Entries shown:
——————
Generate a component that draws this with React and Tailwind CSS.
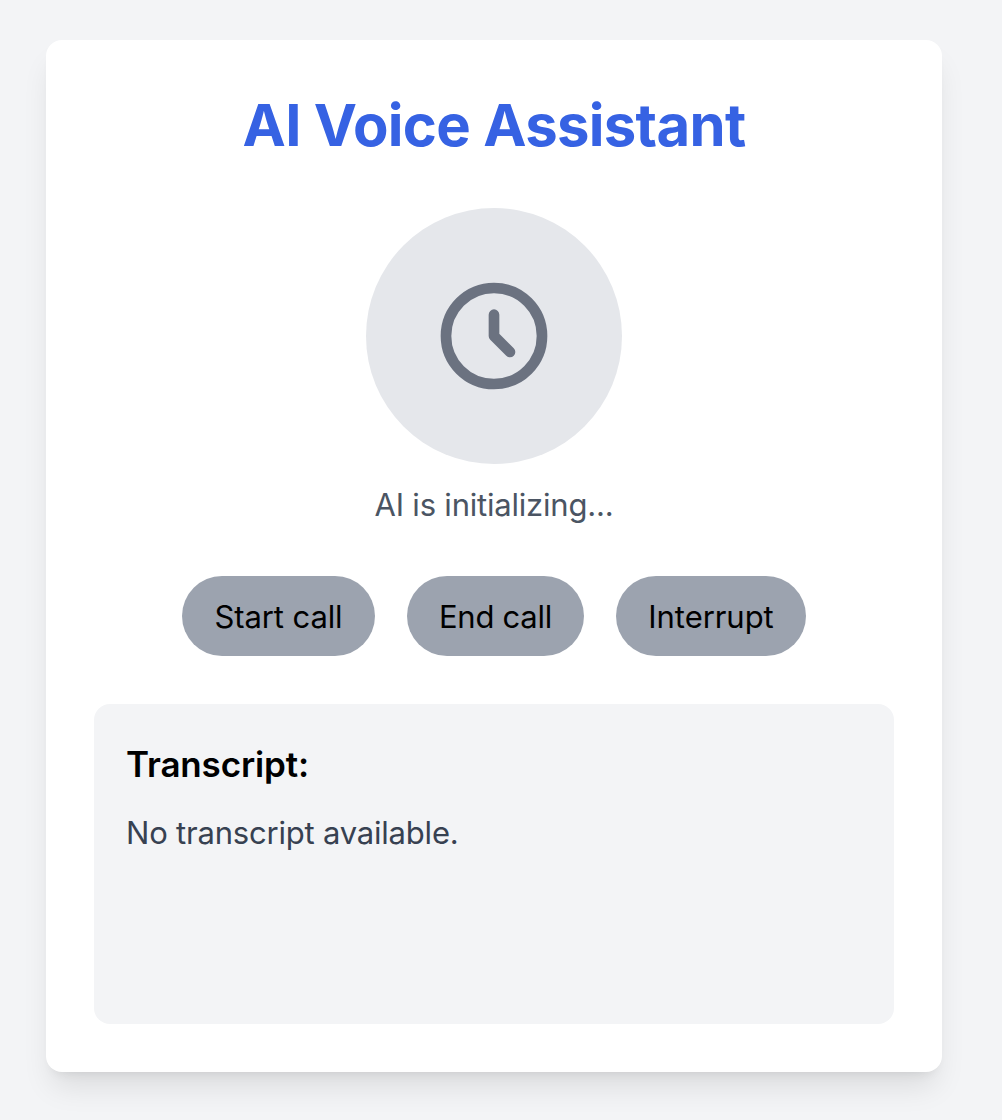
——————
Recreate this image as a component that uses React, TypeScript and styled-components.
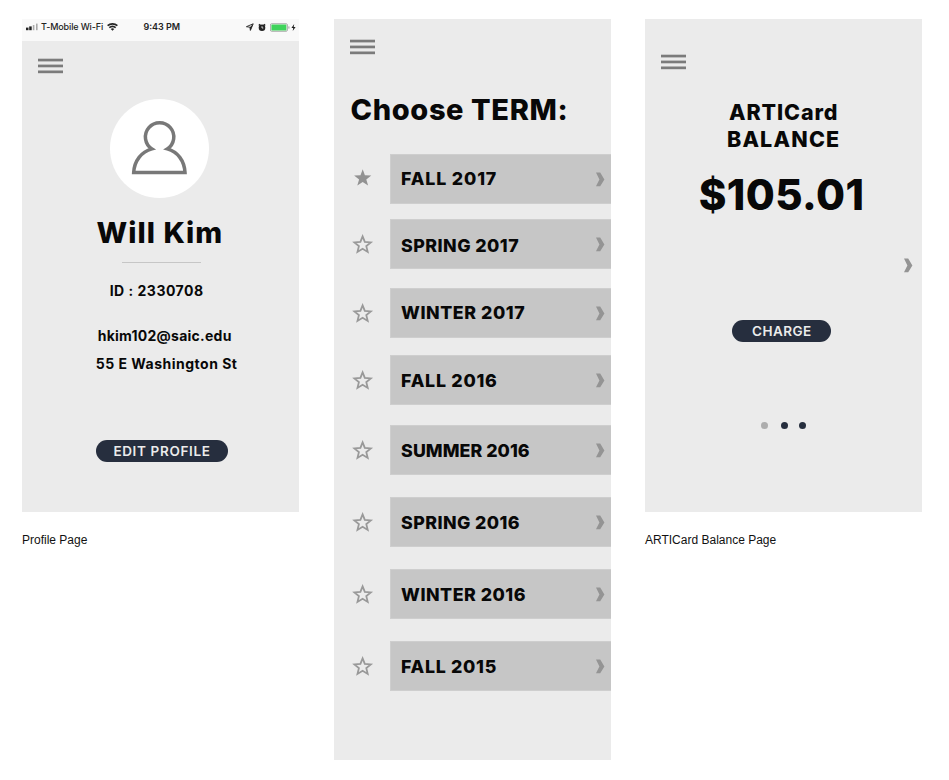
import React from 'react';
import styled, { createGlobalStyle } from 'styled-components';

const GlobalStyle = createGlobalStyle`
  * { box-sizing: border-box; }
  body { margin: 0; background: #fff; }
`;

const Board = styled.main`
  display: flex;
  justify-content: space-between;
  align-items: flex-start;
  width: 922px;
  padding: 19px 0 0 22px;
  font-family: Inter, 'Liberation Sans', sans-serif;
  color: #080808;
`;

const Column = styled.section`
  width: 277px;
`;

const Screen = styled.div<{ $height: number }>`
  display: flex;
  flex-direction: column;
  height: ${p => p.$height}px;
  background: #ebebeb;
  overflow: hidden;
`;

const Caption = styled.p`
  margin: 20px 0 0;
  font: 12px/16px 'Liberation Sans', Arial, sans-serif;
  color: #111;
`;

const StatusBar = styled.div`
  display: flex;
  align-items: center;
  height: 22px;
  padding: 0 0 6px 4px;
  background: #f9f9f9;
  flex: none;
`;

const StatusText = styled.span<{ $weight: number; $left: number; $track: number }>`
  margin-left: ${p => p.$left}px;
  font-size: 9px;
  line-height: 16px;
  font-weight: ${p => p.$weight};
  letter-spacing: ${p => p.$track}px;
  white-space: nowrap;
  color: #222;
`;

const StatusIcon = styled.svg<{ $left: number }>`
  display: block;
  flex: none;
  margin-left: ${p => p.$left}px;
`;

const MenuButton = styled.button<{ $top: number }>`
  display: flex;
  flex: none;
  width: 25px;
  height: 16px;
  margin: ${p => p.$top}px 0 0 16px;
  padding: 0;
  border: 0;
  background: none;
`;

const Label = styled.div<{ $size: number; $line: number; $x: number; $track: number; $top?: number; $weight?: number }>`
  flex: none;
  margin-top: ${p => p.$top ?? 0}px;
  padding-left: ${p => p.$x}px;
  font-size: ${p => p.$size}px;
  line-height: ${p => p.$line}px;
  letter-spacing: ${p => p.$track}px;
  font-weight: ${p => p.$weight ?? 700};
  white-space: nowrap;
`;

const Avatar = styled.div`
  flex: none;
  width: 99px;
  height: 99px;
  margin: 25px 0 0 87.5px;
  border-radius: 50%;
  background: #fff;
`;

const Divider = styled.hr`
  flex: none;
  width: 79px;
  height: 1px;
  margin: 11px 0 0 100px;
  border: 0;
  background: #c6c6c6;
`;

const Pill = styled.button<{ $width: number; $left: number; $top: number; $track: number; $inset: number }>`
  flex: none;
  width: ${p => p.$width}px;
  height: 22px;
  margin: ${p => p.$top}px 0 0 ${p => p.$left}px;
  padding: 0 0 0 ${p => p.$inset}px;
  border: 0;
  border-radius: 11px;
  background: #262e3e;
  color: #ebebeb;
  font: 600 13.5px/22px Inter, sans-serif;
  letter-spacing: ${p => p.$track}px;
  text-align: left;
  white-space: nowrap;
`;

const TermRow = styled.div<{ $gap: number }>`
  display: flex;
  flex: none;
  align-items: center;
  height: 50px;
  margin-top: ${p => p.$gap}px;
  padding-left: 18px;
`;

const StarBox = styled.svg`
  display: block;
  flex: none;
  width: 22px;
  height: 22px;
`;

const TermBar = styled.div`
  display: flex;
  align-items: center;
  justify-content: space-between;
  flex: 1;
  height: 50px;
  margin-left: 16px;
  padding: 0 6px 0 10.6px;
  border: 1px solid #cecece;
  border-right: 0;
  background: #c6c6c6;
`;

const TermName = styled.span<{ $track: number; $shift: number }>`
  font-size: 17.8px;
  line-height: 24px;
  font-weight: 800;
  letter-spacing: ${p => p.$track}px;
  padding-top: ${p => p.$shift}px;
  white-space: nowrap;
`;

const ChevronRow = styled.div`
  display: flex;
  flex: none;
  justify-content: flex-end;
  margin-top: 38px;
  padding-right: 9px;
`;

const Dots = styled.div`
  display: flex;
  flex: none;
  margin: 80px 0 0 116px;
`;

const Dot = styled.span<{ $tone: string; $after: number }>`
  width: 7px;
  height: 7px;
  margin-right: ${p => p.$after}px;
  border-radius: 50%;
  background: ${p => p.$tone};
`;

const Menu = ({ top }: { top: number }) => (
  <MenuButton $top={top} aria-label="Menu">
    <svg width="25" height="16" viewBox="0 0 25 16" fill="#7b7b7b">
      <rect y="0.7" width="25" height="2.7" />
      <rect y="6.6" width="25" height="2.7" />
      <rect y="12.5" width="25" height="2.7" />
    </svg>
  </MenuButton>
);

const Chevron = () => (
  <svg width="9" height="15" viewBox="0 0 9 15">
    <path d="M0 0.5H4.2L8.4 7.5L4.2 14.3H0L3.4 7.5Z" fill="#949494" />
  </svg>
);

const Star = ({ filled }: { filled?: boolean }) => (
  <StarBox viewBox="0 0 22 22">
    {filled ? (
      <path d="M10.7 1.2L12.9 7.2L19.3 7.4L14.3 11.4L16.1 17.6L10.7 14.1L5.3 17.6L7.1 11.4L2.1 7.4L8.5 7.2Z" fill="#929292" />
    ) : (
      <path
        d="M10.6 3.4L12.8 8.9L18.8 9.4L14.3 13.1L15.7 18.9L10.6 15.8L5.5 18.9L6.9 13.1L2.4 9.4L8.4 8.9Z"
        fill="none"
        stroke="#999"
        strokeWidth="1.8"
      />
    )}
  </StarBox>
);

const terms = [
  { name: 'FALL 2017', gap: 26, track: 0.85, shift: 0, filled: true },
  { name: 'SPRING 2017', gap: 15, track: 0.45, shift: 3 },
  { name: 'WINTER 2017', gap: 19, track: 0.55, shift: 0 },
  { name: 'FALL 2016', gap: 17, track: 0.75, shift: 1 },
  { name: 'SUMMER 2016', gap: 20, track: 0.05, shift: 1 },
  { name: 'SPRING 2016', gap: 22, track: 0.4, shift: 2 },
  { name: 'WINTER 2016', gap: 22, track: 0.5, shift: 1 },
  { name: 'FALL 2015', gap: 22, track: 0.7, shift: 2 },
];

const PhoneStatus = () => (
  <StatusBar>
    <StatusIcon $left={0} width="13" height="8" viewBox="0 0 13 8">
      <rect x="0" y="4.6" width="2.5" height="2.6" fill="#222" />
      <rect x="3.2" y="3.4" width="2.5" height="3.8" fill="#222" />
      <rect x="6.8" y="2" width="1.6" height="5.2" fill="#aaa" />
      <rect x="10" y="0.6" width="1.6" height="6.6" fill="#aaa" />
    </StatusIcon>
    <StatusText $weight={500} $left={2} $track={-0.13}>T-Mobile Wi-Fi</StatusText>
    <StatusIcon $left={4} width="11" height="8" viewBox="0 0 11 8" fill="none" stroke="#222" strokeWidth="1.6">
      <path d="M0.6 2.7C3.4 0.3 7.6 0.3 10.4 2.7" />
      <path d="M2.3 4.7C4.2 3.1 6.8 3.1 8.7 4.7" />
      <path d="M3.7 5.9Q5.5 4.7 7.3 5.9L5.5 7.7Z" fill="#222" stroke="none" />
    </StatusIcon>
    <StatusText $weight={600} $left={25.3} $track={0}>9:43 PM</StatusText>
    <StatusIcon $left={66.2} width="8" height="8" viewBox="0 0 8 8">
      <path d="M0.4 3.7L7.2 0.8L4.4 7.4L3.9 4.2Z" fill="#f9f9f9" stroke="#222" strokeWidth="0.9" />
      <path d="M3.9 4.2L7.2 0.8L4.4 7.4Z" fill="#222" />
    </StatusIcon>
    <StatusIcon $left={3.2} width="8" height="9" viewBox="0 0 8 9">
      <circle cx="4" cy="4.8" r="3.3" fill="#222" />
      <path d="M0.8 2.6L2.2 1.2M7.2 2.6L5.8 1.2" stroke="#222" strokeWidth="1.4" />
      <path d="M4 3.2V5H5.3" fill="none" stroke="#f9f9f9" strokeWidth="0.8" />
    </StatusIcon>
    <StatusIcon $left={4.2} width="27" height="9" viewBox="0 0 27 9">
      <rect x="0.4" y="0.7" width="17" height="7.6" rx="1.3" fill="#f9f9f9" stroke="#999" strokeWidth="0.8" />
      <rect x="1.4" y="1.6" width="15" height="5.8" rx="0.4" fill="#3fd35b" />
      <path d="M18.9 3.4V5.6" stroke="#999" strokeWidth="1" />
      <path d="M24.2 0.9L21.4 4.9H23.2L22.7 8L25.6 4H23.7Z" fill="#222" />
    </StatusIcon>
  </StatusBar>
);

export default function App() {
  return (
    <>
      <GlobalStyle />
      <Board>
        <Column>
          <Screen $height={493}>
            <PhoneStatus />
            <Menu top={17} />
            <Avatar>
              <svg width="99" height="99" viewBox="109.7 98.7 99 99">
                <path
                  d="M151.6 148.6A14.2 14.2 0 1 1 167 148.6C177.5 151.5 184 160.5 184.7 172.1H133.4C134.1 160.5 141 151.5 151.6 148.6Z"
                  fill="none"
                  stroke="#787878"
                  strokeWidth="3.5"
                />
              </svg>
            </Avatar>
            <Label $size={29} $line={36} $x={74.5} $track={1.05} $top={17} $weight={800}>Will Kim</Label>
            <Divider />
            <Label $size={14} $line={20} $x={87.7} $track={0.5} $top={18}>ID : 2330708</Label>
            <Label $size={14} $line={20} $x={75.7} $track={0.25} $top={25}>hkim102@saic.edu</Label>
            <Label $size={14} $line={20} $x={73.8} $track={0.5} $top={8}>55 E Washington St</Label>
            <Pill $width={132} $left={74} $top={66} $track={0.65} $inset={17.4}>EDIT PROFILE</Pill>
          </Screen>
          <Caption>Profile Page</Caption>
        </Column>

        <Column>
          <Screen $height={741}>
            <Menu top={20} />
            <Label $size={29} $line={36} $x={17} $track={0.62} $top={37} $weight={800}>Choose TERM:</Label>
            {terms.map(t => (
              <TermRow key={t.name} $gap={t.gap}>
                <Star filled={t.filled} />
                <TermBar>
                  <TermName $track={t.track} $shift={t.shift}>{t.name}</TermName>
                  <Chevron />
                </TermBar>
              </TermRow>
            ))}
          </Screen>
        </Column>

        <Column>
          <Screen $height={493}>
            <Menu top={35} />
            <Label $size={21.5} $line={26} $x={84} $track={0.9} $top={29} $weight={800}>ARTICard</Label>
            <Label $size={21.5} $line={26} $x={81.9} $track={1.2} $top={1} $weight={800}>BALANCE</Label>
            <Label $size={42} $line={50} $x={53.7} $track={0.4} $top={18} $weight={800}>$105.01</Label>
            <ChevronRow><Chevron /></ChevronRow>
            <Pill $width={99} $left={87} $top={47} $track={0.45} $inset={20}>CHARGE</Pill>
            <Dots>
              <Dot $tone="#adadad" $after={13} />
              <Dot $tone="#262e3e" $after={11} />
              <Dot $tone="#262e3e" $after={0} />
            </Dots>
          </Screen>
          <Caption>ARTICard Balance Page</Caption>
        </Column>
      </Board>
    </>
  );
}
——————
Set problem: Using the records above, gather all lines where the string "this" is present.

Full response:
Generate a component that draws this with React and Tailwind CSS.
Recreate this image as a component that uses React, TypeScript and styled-components.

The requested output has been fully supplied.